- Theatrical release poster
- Directed by: Werner Herzog
- Written by: Werner Herzog; Bob Ellis;
- Produced by: Lucki Stipetic
- Starring: Bruce Spence
- Cinematography: Jörg Schmidt-Reitwein
- Edited by: Beate Mainka-Jellinghaus
- Music by: Wandjuk Marika (didjeridu)
- Release date: 1984;
- Running time: 100 minutes
- Country: West Germany
- Language: English

= Where the Green Ants Dream =

1984 West German film

Where the Green Ants Dream (Wo die grünen Ameisen träumen) is a 1984 English-language West German film directed and co-written by Werner Herzog, made in Australia. Based on a true story about Indigenous land rights in Australia, but slated as a mixture of fact and fiction, it only got a limited release in Australia, where it was not well received by critics; the film fared a bit better in Europe and North America.

==Plot==
Lance Hackett, a geologist for Ayers Mining Company, has identified a promising location to search for uranium in the Outback near Coober Pedy, South Australia. Explosives are to be used to analyze the "geological substructure of the region", so the local Aboriginal people block the work, as they claim the area is where the green ants dream, and that disturbing the ants will destroy humanity. Hackett finds himself the intermediary between his employer and the tribe, and becomes increasingly sympathetic to the indigenous worldview and cause.

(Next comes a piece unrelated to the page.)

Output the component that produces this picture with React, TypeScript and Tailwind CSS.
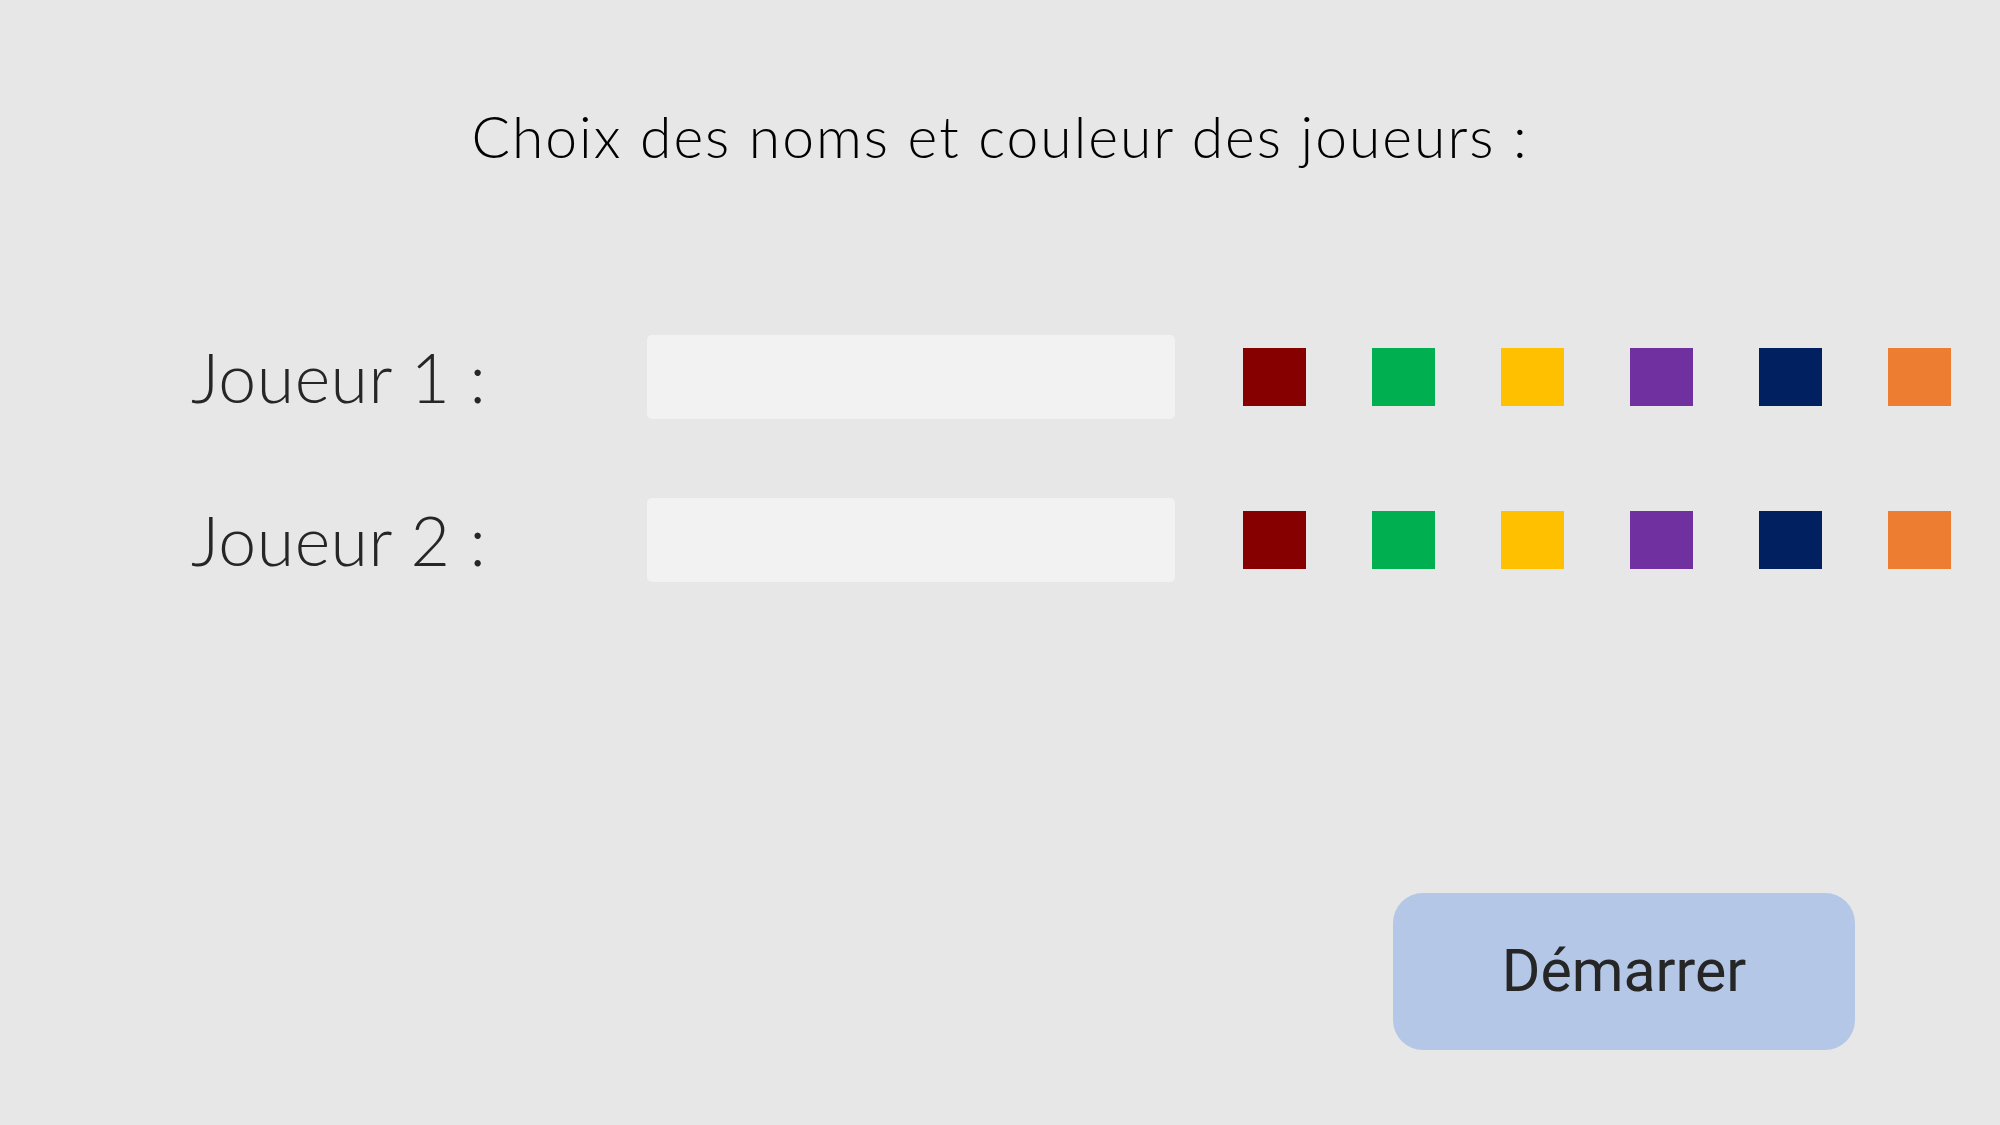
const COLORS = ["#860000", "#00b050", "#ffc000", "#7030a0", "#002060", "#ed7d31"];

function PlayerRow({ label }: { label: string }) {
  return (
    <div className="flex items-center">
      <div className="w-[456px] text-[68px] leading-none font-light tracking-[0.5px] text-[#262626] [font-family:Lato,'Liberation_Sans',sans-serif]">
        {label}
      </div>
      <input
        type="text"
        className="h-[84px] w-[528px] rounded-[5px] bg-[#f2f2f2] px-4 outline-none"
      />
      <div className="ml-[68px] flex gap-[66px]">
        {COLORS.map((c) => (
          <button
            key={c}
            className="h-[58px] w-[63px]"
            style={{ backgroundColor: c }}
          />
        ))}
      </div>
    </div>
  );
}

export default function App() {
  return (
    <main className="flex h-[1125px] w-full flex-col bg-[#e7e7e7] [font-family:Lato,'Liberation_Sans',sans-serif]">
      {/* titre */}
      <h1 className="pt-[108px] text-center text-[57px] leading-none font-light tracking-[2px] text-black">
        Choix des noms et couleur des joueurs :
      </h1>

      {/* joueurs */}
      <div className="mt-[170px] flex flex-col gap-[79px] pl-[191px]">
        <PlayerRow label="Joueur 1 :" />
        <PlayerRow label="Joueur 2 :" />
      </div>

      {/* bouton */}
      <div className="mt-auto flex justify-end pr-[145px] pb-[75px]">
        <button className="flex h-[157px] w-[462px] items-center justify-center rounded-[30px] bg-[#b4c7e7] text-[59px] text-[#262626] [font-family:Roboto,'Liberation_Sans',sans-serif]">
          Démarrer
        </button>
      </div>
    </main>
  );
}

Baldwin Ferguson, an executive vice-president of Ayers, is unable to sway the tribal elders with either a trip to Melbourne or the gift of a large, green military airplane that they ask for. The case goes to trial, and the judge decides in favor of the mining company.

Two of the tribal elders take to spending their days sitting in the airplane, and one, Dayipu, is in it when Watson, a younger member of the tribe who learned to fly in the air force, takes it up to prove he can. The plane does not have much fuel, and Watson, who is drunk, crashes in the hills. Ayers begins their work, drilling test holes and setting off small explosives, but Hackett quits and goes to live in an old water tank offered to him by another white man who was profoundly affected by studying the local Aboriginal culture.

==Production==
Based partly on the Milirrpum v Nabalco Pty Ltd ("Gove land rights") case about Indigenous land rights on the Gove Peninsula in Arnhem Land, Northern Territory, the film is a mix of fact and fiction. The green ant mythology is Herzog's own invention, but some First Nations peoples did consider the green ant to be a totem animal that created the world and humans. Wandjuk Marika noted that the ant Dreaming belief existed in a clan that lived near Oenpelli in the Northern Territory.

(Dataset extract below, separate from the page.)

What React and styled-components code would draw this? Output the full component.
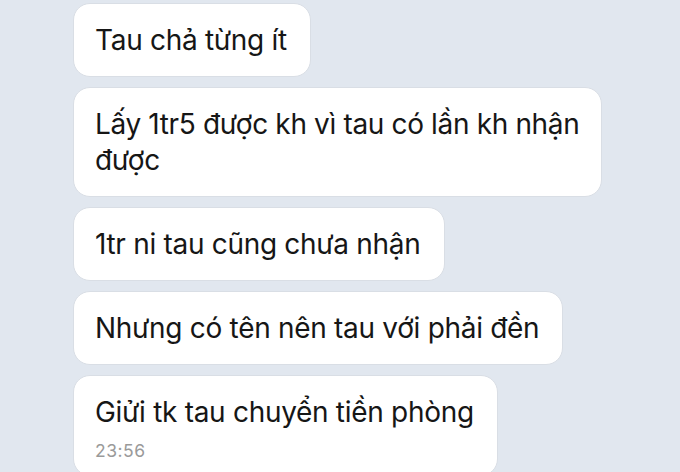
import React from "react";
import styled, { createGlobalStyle } from "styled-components";

const Global = createGlobalStyle`
  html, body {
    margin: 0;
    padding: 0;
    height: 472px;
    overflow: hidden;
    background: #e1e7ef;
  }
  * { box-sizing: border-box; }
`;

const Thread = styled.div`
  display: flex;
  flex-direction: column;
  align-items: flex-start;
  gap: 10px;
  padding: 3px 0 0 73px;
  font-family: Inter, "Noto Sans", sans-serif;
`;

const Bubble = styled.div`
  background: #ffffff;
  border: 1px solid #d9dee5;
  border-radius: 17px;
  padding: 18px 23px 18px 21px;
  max-width: 529px;
  color: #161616;
  font-size: 28px;
  line-height: 36px;
  letter-spacing: -0.3px;
  padding-right: ${(p) => (p.$wide ? "20px" : "23px")};
  letter-spacing: ${(p) => (p.$wide ? "-0.35px" : "-0.3px")};
  padding-bottom: ${(p) => (p.$withTime ? "12px" : "18px")};
`;

const Time = styled.div`
  margin-top: 9px;
  font-size: 17.5px;
  line-height: 24px;
  color: #9a9a9a;
  letter-spacing: 0.5px;
`;

const messages = [
  { text: "Tau chả từng ít" },
  { text: "Lấy 1tr5 được kh vì tau có lần kh nhận được", wide: true },
  { text: "1tr ni tau cũng chưa nhận" },
  { text: "Nhưng có tên nên tau với phải đền" },
];

export default function App() {
  return (
    <>
      <Global />
      <Thread>
        {messages.map((m) => (
          <Bubble key={m.text} $wide={m.wide}>
            {m.text}
          </Bubble>
        ))}
        <Bubble $withTime>
          Giửi tk tau chuyển tiền phòng
          <Time>23:56</Time>
        </Bubble>
      </Thread>
    </>
  );
}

Herzog made use of professional actors, as well as Aboriginal activists from the Northern Territory who were involved in the Milirrpum case and local Aboriginal people from the main filming location, the desert town of Coober Pedy, South Australia. Filming also took place in and near Melbourne, Victoria.

Wandjuk Marika, recommended to Herzog by Phillip Adams, was a leader of the Rirratjingu clan of the Yolngu people, and an artist and musician who was involved in activism for Aboriginal rights. His didgeridoo music is used in the movie, and several members of his family were also cast in the film. The contract with Herzog allowed the Marikas to make enough money to move from Yirrkala to their ancestral region of Yalangbara (aka Port Bradshaw).

==Reception==
Critics of the film found it uncomfortably placed between a documentary and a feature film. Australian Film Commission chairman Phillip Adams was particularly incensed, feeling the film implied that the Australian Government was against Aboriginal peoples, and wrote an article titled "Dammit Herzog, you are a Liar!"

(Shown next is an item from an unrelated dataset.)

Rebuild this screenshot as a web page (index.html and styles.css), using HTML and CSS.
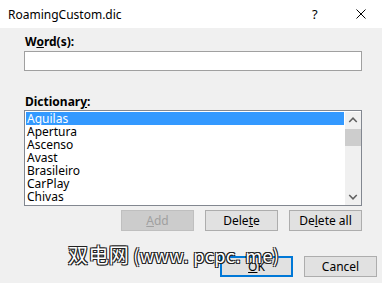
FILE: index.html
```html
<!DOCTYPE html>
<html lang="en">
<head>
    <meta charset="UTF-8">
    <title>RoamingCustom.dic</title>
    <link rel="stylesheet" href="styles.css">
</head>
<body>
    <div class="dialog">
        <header class="titlebar">
            <span class="title">RoamingCustom.dic</span>
            <span class="help">?</span>
            <svg class="close" width="10" height="10" viewBox="0 0 10 10">
                <path d="M0.5 0.5 L9.5 9.5 M9.5 0.5 L0.5 9.5" stroke="#000" stroke-width="1" fill="none"/>
            </svg>
        </header>

        <div class="body">
            <label class="label">W<u>o</u>rd(s):</label>
            <div class="input"></div>

            <label class="label dict-label">Dictionar<u>y</u>:</label>
            <div class="listbox">
                <ul class="items">
                    <li class="selected">Aguilas</li>
                    <li>Apertura</li>
                    <li>Ascenso</li>
                    <li>Avast</li>
                    <li>Brasileiro</li>
                    <li>CarPlay</li>
                    <li>Chivas</li>
                </ul>
                <div class="scrollbar">
                    <svg class="arrow" width="17" height="17" viewBox="0 0 17 17">
                        <path d="M4.5 10 L8.5 6 L12.5 10" stroke="#606060" stroke-width="1.6" fill="none"/>
                    </svg>
                    <div class="thumb"></div>
                    <div class="track"></div>
                    <svg class="arrow" width="17" height="17" viewBox="0 0 17 17">
                        <path d="M4.5 7 L8.5 11 L12.5 7" stroke="#606060" stroke-width="1.6" fill="none"/>
                    </svg>
                </div>
            </div>

            <div class="row">
                <button class="btn" disabled><u>A</u>dd</button>
                <button class="btn">Dele<u>t</u>e</button>
                <button class="btn">De<u>l</u>ete all</button>
            </div>

            <div class="row footer">
                <button class="btn default"><u>O</u>K</button>
                <button class="btn">Cancel</button>
            </div>

            <div class="watermark"><span class="wm-cjk">双电网</span>(www. pcpc. me)</div>
        </div>
    </div>
</body>
</html>
```

FILE: styles.css
```css
body {
    margin: 0;
    font-family: "Noto Sans", "Liberation Sans", sans-serif;
    font-size: 12px;
    color: #000;
    background-color: #f0f0f0;
}
.dialog {
    width: 382px;
    height: 283px;
    overflow: hidden;
    background-color: #f0f0f0;
}
.titlebar {
    height: 28px;
    background-color: #fff;
    display: flex;
    align-items: center;
    padding-left: 8px;
}
.title {
    flex: 1;
    font-size: 12px;
}
.help {
    width: 12px;
    margin-right: 32px;
    font-size: 13px;
}
.close {
    margin-right: 16px;
}
.body {
    position: relative;
    padding: 0 20px 0 24px;
}
.label {
    display: block;
    font-weight: bold;
    line-height: 16px;
    margin-top: 6px;
    padding-left: 1px;
}
.input {
    height: 18px;
    margin-top: 1px;
    background-color: #fff;
    border: 1px solid #a0a0a0;
}
.dict-label {
    margin-top: 23px;
}
.listbox {
    height: 94px;
    background-color: #fff;
    border: 1px solid #828790;
    display: flex;
}
.items {
    flex: 1;
    list-style: none;
    margin: 0;
    padding: 1px 1px 0 1px;
}
.items li {
    height: 13px;
    line-height: 13px;
    padding-left: 1px;
}
.items .selected {
    background-color: #3399ff;
    color: #fff;
}
.scrollbar {
    width: 16px;
    background-color: #f0f0f0;
    display: flex;
    flex-direction: column;
    margin-top: 1px;
}
.arrow {
    width: 16px;
    height: 17px;
}
.thumb {
    height: 17px;
    background-color: #cdcdcd;
}
.track {
    flex: 1;
}
.row {
    display: flex;
    justify-content: flex-end;
    gap: 11px;
    margin-top: 4px;
}
.btn {
    width: 73px;
    height: 21px;
    padding: 0;
    font-family: inherit;
    font-size: 12px;
    color: #000;
    background-color: #e1e1e1;
    border: 1px solid #adadad;
}
.btn:disabled {
    color: #a0a0a0;
    background-color: #cccccc;
    border-color: #bfbfbf;
}
.footer {
    margin-top: 25px;
    margin-right: -15px;
}
.default {
    border: 2px solid #0078d7;
}
.watermark {
    position: absolute;
    left: 68px;
    top: 211px;
    font-family: "Noto Sans CJK SC", sans-serif;
    font-size: 18px;
    line-height: 20px;
    letter-spacing: 0.4px;
    color: #fff;
    white-space: nowrap;
    text-shadow: 1px 1px 0 #222, -1px -1px 0 #222, 1px -1px 0 #222, -1px 1px 0 #222;
}
.wm-cjk {
    font-size: 20px;
    margin-right: 4px;
}
```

Filmnews viewed the film's characters as overly stereotypical, "banal caricatures lost in the fog of Herzog's European arthouse auteurism", but said it made "a positive contribution to the present discourse of Aboriginal land rights". Sandra Hill in The Bulletin found the film's ending and anti-consumerist messages to be "high-minded".

The film was generally poorly-reviewed in Australia and did not get a wide release there. It did not do as well in Germany as Herzog's previous films, but his name and reputation were able to get it a wide release in North America and Europe.

==Film festivals and accolades==
The film was entered in the 1984 Cannes Film Festival, but did not win any awards.
It appeared as an official selection at the Toronto International Film Festival, the Thessaloniki Film Festival, Montreal's Festival du nouveau cinéma, and the Moscow International Film Festival, but was not selected for inclusion in either the Sydney Film Festival or the Melbourne International Film Festival.

At the 1984 German Film Awards, the film won a Silver award in the Outstanding Feature Film category and a Gold award for Best Cinematography. Additionally, in March 1985 it was chosen as the film of the United Nations International Conference of Constitutional Rights in Quebec City.